Canterbury's southern councils to meet over amalgamation future
Six Canterbury councils are set to meet to discuss amalgamation opportunities on Monday.
Timaru District Mayor Nigel Bowen is hosting discussions with neighbouring councils on the potential future of local government options for the wider Canterbury region.
Ashburton, Mackenzie, Waimate and Waitaki councils will join Timaru at the meeting.
South Canterbury/Ōtuhituhi Environment Canterbury councillors will also attend.
Bowen said council leaders will be able to sit around the table and work through where there may be alignment and differences, and what a future model could realistically look like.
Ashburton Mayor Liz McMillan will attend alongside deputy Mayor Richard Wilson and chief executive Hamish Riach.
The meeting of the southern Canterbury councils takes place days before the Canterbury Mayoral Forum, where Bowen is the chairperson, is set to meet and discuss the reforms on Friday [May 29].
“These are significant conversations for the future of our communities, and it’s important elected leaders across the region continue to engage constructively,” Bowen said.
Selwyn District Mayor Lydia Gliddon, Christchurch City Mayor Phil Mauger, and Waimakariri District Mayor Dan Gordon have already had a brief catch-up around Head Start proposals.
Mauger stated earlier this week that Christchurch won’t try to force Selwyn and Waimakariri into creating a super city, and Gliddon doesn’t feel that Selwyn becoming part of a super city is an inevitability in the process.
Gliddon is eager to have the wider-Canterbury conversation at the Mayoral Forum and believes Canterbury should be submitting a regional proposal, encapsulating how the region's 10 councils will reorganise into unitary councils.
Canterbury is better off having as many councils in a proposal for the region as possible, she said.
“You don't want to have a detrimental effect on your neighbour.
“That's the thing that weighs with me.
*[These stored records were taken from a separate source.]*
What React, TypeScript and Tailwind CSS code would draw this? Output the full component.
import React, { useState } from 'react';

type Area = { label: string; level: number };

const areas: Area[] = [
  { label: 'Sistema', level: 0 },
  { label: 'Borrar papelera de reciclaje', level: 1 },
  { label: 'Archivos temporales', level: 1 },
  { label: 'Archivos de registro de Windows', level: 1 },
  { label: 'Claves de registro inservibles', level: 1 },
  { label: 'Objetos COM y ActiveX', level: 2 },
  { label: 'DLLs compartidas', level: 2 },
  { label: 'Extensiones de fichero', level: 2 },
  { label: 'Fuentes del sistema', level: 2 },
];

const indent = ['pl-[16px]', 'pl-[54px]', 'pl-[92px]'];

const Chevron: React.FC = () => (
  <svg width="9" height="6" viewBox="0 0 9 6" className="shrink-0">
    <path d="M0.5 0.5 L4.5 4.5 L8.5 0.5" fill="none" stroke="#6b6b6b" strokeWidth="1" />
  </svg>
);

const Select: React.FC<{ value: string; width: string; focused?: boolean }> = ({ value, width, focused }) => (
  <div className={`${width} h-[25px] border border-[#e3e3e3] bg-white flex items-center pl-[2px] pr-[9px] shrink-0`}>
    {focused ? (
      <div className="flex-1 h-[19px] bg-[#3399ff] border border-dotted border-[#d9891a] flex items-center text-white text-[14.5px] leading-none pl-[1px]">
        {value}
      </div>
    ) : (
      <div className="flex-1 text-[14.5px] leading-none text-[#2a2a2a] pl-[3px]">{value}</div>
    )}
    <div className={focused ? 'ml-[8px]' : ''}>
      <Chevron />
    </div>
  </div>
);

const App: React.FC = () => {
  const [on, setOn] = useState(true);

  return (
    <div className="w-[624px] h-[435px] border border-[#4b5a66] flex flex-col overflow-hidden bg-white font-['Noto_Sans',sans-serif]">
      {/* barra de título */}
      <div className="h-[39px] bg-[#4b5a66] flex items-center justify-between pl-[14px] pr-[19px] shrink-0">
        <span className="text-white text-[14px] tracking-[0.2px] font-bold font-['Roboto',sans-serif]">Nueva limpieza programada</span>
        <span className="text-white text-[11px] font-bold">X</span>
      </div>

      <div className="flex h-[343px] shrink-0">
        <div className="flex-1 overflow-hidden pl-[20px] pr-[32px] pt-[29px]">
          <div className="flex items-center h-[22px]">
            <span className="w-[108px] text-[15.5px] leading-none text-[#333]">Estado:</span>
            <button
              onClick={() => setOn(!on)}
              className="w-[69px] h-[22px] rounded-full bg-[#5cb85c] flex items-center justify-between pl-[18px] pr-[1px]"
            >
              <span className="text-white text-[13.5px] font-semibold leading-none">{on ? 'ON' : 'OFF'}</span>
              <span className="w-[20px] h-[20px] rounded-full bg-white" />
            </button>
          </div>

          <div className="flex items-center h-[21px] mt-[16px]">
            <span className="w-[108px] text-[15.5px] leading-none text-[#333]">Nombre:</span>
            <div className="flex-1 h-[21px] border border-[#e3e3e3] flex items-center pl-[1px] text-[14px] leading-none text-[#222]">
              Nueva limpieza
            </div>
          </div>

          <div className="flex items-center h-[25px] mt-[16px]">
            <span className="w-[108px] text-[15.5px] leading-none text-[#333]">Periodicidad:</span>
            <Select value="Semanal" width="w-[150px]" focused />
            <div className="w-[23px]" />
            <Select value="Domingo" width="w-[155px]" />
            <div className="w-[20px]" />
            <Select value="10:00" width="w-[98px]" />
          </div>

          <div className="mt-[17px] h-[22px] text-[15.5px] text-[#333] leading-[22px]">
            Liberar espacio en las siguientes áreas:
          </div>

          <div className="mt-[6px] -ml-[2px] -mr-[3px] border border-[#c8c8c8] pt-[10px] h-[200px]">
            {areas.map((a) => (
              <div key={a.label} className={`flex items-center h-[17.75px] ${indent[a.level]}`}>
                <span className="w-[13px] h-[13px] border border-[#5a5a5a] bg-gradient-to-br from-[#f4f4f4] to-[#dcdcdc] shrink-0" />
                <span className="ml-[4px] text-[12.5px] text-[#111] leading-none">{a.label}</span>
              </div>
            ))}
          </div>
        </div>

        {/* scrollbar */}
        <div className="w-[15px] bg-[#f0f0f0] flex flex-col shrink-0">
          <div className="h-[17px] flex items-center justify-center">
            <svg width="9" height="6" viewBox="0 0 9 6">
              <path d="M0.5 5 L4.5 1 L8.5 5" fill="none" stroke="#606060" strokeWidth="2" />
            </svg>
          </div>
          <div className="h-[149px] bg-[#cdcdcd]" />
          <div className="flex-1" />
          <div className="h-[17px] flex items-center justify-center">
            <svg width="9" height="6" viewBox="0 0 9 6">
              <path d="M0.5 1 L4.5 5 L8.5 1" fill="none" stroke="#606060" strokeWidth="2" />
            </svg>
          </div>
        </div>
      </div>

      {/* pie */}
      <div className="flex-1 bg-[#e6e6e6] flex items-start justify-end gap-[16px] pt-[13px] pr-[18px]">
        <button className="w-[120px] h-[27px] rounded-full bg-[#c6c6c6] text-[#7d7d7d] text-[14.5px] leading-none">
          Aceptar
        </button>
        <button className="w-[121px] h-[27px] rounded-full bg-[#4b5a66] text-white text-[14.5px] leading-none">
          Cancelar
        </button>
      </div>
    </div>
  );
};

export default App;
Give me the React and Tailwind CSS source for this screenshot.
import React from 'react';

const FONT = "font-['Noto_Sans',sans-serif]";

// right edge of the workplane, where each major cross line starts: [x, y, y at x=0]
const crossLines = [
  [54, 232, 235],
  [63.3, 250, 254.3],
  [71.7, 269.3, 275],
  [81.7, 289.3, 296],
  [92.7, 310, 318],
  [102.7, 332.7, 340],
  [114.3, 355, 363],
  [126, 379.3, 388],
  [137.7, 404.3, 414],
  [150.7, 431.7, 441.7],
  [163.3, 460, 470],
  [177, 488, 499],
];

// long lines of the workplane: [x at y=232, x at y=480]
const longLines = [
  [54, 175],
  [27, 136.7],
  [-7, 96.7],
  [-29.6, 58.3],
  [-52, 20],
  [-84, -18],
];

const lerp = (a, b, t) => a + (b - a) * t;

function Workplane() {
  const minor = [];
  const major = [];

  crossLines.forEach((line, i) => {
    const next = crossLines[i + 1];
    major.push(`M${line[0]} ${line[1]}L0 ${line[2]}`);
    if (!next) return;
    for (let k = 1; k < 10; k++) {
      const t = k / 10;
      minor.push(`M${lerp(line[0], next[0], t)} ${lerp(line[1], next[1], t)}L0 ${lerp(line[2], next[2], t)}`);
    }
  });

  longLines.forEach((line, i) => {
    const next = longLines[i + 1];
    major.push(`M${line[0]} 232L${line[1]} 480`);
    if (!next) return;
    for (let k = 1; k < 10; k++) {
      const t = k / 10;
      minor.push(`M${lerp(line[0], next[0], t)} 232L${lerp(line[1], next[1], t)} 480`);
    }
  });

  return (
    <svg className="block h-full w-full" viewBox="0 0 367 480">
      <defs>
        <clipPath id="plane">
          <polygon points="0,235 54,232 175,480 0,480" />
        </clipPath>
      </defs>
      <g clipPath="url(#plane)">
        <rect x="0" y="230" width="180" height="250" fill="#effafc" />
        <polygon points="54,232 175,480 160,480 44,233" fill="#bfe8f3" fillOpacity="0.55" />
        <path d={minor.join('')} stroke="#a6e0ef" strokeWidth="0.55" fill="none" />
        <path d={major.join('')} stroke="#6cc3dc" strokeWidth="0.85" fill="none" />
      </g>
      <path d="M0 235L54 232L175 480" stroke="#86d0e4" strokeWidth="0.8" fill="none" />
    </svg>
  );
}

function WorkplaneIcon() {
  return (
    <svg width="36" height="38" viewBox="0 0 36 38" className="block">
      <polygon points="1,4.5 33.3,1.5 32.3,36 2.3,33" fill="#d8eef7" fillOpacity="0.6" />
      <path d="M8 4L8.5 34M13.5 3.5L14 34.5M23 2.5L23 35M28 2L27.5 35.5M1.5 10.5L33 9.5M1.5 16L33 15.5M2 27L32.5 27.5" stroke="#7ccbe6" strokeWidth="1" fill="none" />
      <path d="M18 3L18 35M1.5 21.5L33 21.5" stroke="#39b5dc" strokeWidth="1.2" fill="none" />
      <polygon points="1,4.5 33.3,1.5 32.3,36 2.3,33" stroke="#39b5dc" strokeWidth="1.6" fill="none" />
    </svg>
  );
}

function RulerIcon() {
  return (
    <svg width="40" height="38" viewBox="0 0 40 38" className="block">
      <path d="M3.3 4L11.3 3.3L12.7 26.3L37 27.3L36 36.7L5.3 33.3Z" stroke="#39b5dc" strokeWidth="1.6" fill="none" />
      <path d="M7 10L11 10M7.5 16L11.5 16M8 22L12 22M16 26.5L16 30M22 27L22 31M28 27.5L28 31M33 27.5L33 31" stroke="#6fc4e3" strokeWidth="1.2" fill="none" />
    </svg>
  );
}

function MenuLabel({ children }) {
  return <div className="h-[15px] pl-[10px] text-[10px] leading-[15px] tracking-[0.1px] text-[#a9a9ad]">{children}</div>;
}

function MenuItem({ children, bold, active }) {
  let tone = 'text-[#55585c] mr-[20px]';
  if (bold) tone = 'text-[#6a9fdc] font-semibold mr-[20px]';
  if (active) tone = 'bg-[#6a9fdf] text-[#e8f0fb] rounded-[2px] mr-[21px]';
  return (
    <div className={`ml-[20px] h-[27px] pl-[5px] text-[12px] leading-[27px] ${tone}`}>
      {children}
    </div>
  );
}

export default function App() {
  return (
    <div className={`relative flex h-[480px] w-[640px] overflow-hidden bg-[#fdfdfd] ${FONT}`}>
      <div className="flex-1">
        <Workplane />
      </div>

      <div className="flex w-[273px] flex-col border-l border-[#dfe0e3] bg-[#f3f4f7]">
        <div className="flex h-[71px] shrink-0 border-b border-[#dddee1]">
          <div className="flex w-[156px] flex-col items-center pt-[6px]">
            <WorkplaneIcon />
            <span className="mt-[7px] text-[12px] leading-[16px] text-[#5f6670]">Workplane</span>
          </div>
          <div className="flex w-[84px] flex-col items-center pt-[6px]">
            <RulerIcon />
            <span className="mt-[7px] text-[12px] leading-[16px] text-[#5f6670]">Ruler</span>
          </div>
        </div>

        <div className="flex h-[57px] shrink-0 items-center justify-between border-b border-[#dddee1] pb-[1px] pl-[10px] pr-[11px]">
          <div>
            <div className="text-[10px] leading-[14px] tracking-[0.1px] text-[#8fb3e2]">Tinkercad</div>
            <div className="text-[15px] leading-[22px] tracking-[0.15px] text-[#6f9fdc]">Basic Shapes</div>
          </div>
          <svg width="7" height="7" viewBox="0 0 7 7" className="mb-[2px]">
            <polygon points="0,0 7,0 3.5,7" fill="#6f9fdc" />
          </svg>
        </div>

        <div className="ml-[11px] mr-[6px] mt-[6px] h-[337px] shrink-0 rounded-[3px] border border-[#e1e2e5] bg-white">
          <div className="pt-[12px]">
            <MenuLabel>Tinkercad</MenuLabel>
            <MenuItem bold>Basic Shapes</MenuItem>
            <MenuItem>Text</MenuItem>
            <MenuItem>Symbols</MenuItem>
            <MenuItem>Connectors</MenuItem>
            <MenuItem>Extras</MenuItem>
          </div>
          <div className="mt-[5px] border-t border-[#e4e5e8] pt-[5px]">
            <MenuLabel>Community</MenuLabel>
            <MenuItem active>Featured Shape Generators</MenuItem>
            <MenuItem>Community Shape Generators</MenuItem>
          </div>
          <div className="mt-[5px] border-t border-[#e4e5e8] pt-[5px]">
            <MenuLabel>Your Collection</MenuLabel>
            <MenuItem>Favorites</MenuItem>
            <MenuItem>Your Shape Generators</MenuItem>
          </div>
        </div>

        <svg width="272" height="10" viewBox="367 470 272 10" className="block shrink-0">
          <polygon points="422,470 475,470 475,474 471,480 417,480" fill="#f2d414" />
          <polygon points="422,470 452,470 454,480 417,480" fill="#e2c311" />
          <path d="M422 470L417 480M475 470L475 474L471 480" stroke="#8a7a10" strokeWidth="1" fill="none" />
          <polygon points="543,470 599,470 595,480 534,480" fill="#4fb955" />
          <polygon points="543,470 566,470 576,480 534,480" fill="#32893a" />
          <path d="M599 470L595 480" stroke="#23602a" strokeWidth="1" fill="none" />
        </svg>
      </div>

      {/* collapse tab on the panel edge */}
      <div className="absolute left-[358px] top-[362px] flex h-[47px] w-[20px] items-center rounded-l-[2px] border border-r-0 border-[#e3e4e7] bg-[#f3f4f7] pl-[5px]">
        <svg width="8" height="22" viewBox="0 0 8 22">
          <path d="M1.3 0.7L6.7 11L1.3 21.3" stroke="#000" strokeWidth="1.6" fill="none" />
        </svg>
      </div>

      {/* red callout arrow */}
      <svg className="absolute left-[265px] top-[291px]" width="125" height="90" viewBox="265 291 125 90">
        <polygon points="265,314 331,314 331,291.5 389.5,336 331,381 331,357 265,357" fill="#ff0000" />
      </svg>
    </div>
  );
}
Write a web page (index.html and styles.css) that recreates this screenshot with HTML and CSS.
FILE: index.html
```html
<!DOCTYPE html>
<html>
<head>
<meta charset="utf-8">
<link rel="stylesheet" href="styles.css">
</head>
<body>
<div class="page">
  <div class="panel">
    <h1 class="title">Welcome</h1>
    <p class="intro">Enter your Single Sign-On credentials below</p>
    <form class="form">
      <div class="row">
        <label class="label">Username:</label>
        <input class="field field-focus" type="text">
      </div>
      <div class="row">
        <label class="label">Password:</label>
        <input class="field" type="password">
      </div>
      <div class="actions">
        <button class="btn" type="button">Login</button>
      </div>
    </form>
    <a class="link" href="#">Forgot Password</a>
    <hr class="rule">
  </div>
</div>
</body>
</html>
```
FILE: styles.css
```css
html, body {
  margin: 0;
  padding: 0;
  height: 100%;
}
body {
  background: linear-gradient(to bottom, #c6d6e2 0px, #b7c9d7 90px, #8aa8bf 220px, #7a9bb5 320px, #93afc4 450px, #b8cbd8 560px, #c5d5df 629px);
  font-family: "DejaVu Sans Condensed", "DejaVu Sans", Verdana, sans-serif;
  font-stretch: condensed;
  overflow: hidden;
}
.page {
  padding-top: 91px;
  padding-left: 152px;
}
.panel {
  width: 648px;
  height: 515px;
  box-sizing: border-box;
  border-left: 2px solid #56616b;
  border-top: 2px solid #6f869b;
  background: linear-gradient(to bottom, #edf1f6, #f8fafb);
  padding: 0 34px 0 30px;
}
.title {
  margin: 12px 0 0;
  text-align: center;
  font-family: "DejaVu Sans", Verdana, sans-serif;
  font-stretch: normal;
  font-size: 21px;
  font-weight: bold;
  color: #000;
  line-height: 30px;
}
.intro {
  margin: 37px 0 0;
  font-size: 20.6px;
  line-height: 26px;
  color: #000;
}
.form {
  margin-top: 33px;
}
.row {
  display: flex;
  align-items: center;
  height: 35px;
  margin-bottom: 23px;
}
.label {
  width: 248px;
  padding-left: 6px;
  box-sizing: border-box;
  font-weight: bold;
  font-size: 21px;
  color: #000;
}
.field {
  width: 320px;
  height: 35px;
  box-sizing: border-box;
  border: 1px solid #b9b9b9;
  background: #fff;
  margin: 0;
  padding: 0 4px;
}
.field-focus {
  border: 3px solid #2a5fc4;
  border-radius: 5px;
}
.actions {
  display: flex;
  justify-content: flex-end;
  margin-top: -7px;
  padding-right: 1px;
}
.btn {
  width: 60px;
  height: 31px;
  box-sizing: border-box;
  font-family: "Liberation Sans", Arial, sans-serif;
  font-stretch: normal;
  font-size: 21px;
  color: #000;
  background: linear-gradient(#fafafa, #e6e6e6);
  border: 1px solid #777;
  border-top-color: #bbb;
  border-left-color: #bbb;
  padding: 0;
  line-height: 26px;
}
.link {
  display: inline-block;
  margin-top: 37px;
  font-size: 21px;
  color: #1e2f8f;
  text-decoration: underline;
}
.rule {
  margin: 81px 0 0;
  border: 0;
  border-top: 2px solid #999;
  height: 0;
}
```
Whatever we do, you don't want to trigger something that is a terrible outcome for your neighbours., and none of us wants to do that.
“There are so many unknowns on how this process works, so I think you are safer if everyone is part of the proposal.”
Whatever arrangements are to be made will come with plenty of complexity to sort out, she said.
“The positive thing is that the outline proposals don't have to be too detailed.”
A key aspect to factor in is the functions unitary councils will inherit from the disestablishment of regional councils and how shared services could be an option in Canterbury, Gliddon said.
“We're talking with ECan as we want to know from them what they see us inheriting, if we were to become a unitary authority, so we could actually get a really clear understanding of what that might mean.”